Find the lines below that contain the string "styles". Copy each one.

● **DATA SECTION**:
↓↓↓
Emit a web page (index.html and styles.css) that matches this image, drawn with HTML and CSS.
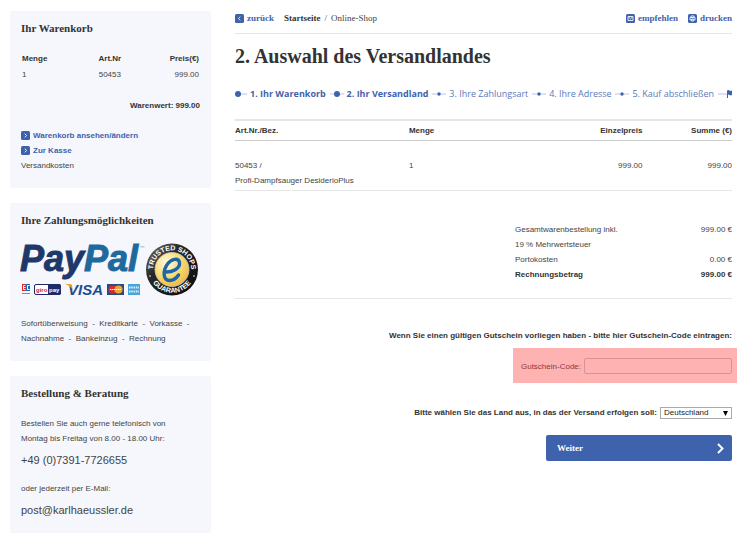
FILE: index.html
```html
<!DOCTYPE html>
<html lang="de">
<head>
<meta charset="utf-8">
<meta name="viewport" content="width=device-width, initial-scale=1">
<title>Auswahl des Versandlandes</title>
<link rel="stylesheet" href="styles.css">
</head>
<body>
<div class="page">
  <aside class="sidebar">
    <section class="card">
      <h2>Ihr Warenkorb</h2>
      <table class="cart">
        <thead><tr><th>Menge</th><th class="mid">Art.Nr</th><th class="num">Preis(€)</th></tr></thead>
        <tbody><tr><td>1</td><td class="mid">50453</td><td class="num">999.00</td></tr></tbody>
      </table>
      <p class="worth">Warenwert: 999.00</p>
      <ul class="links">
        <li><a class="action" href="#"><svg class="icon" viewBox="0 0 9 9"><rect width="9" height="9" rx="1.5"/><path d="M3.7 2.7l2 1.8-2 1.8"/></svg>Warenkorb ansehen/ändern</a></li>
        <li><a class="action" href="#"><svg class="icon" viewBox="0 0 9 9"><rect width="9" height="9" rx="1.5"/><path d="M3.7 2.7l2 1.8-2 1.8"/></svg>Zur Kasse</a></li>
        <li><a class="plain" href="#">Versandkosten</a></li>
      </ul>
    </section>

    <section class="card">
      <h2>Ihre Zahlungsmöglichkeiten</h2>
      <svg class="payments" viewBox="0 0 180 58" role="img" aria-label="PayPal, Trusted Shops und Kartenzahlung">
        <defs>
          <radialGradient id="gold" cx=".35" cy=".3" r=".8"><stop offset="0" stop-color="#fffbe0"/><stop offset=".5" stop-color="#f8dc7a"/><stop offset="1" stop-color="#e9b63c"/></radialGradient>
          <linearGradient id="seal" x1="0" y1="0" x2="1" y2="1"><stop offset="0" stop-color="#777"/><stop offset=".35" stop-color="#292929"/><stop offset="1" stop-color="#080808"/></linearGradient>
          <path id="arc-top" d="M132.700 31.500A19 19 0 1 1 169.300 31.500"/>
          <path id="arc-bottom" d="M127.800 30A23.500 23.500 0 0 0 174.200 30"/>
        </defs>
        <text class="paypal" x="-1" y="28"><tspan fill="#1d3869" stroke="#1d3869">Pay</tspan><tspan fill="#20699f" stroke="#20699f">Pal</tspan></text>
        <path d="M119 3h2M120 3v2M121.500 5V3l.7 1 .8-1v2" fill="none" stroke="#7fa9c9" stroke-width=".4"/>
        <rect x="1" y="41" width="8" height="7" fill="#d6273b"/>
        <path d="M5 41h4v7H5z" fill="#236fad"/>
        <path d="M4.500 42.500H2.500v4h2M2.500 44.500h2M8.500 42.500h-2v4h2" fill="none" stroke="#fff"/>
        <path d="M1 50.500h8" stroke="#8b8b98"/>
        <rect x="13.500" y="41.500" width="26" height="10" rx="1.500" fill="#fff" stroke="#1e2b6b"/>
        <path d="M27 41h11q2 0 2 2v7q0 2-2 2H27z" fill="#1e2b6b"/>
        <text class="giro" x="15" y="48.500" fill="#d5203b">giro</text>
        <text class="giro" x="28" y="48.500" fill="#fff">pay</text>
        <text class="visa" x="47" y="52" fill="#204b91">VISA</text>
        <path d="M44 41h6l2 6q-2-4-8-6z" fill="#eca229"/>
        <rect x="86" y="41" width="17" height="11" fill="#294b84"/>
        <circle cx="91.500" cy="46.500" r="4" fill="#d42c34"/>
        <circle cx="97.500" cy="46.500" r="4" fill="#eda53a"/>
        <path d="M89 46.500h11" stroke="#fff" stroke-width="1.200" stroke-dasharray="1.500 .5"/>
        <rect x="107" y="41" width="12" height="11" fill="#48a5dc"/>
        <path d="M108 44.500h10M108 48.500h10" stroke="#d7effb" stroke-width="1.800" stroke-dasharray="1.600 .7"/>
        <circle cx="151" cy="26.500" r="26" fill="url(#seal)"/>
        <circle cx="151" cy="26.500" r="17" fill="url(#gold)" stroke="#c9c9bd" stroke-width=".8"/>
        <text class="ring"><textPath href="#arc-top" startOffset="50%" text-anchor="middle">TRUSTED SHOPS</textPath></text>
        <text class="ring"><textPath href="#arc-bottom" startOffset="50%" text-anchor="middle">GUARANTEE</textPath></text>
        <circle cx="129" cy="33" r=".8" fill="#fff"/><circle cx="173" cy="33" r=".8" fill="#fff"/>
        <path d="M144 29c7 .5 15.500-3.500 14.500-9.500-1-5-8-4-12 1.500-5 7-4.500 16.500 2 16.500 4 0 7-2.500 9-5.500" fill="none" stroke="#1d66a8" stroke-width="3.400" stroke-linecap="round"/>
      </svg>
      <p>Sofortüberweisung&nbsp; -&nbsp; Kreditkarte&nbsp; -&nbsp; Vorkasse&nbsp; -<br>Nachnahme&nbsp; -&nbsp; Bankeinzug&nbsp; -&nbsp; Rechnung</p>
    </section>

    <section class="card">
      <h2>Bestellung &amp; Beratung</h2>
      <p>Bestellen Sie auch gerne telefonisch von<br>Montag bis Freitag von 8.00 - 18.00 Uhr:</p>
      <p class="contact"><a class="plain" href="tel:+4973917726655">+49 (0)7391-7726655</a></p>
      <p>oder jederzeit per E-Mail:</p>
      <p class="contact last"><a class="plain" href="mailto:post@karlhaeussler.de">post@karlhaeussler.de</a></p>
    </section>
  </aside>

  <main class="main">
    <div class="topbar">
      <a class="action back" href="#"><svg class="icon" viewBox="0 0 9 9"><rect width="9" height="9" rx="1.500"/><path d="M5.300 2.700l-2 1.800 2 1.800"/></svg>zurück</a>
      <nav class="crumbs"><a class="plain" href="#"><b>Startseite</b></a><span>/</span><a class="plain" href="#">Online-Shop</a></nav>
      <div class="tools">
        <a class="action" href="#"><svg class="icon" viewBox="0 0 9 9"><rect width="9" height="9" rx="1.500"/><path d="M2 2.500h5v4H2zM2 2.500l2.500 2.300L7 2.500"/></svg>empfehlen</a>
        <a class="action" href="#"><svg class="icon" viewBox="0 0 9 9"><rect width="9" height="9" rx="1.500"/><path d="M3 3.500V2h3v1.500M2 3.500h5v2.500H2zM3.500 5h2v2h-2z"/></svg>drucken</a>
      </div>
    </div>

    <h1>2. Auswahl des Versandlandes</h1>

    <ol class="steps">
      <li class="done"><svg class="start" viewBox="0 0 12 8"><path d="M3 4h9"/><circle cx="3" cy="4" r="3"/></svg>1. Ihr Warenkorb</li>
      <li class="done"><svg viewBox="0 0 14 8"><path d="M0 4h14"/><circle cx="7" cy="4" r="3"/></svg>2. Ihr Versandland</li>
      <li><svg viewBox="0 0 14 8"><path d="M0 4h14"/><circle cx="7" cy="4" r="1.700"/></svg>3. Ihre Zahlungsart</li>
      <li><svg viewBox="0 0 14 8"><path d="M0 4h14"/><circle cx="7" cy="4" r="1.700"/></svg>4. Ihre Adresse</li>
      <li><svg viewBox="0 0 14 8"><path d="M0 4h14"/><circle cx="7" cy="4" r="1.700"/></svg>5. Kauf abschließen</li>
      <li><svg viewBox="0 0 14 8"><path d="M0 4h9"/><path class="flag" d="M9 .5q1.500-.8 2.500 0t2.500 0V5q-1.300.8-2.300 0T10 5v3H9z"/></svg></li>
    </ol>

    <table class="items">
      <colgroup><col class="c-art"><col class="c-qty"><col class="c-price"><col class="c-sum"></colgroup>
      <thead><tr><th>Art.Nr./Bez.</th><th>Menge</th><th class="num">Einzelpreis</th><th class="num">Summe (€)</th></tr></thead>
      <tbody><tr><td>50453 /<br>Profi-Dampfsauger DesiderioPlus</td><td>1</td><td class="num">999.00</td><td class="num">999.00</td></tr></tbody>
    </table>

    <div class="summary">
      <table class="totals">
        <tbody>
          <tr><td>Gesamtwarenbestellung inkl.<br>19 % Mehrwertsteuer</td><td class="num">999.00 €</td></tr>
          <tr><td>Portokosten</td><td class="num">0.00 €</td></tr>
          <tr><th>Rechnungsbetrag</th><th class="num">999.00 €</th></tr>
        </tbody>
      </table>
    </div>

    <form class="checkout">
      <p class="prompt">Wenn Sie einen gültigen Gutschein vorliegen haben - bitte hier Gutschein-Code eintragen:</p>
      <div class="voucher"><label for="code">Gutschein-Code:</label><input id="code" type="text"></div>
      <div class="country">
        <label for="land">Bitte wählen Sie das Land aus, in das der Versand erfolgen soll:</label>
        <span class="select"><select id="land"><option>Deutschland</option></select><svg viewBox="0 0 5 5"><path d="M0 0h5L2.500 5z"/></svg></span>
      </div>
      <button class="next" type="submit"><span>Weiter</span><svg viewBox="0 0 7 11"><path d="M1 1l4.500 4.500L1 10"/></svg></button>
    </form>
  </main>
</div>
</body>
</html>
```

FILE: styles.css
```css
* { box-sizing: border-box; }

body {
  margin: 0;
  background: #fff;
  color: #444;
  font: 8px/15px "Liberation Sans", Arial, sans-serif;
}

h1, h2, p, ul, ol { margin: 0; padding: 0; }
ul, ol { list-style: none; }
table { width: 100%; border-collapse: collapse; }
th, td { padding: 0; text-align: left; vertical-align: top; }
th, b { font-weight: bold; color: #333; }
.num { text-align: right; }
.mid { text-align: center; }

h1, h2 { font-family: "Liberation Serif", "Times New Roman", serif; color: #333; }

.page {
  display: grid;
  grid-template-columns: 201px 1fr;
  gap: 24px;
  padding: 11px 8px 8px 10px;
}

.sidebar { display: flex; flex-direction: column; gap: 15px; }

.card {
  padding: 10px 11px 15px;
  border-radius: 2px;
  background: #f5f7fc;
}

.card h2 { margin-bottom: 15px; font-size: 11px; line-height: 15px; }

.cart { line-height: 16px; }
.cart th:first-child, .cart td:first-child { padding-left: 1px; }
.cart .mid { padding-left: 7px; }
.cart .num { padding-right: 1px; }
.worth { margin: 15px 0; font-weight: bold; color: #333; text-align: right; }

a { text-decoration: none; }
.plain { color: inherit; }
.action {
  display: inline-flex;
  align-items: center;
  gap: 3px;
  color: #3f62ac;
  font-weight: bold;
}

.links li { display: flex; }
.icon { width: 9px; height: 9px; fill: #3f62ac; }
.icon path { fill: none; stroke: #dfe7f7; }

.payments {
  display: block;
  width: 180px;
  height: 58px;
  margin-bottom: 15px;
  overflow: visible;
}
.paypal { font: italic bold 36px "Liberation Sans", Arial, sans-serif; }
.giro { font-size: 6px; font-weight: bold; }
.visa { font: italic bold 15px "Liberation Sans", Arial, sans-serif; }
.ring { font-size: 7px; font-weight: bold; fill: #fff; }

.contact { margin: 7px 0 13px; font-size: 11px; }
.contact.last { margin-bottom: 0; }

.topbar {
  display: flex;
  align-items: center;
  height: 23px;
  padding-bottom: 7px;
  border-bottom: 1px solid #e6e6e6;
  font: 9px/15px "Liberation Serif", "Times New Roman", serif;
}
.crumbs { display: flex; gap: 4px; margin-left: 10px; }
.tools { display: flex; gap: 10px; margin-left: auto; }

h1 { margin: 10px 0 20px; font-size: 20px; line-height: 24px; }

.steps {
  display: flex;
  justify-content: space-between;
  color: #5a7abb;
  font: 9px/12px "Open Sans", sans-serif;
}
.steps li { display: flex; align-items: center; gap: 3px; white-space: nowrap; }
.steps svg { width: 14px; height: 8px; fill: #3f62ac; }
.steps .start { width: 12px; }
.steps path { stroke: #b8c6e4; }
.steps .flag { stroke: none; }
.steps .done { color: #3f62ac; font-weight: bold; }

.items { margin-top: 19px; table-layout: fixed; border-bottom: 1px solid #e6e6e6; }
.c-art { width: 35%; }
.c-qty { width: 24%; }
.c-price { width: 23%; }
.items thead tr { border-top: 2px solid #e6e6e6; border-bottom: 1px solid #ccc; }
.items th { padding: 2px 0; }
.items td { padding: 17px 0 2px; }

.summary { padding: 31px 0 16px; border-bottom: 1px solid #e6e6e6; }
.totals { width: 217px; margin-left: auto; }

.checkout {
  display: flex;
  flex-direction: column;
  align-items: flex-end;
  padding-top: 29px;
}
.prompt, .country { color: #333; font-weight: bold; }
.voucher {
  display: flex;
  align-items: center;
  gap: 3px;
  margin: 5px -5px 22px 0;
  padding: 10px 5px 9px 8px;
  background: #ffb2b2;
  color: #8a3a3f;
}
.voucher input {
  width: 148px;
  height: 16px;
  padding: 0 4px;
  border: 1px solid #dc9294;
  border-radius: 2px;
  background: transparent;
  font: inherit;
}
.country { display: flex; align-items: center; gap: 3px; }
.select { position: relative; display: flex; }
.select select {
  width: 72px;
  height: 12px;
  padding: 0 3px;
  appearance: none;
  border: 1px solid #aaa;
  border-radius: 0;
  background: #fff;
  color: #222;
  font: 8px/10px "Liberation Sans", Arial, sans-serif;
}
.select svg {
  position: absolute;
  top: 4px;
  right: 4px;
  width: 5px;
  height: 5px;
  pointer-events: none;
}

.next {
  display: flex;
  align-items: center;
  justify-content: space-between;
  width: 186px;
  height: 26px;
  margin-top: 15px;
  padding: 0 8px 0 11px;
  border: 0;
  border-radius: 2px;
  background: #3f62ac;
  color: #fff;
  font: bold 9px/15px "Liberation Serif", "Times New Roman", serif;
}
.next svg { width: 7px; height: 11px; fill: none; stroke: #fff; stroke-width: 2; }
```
↑↑↑
● **FINISHED ANSWER**:
Emit a web page (index.html and styles.css) that matches this image, drawn with HTML and CSS.
<link rel="stylesheet" href="styles.css">
FILE: styles.css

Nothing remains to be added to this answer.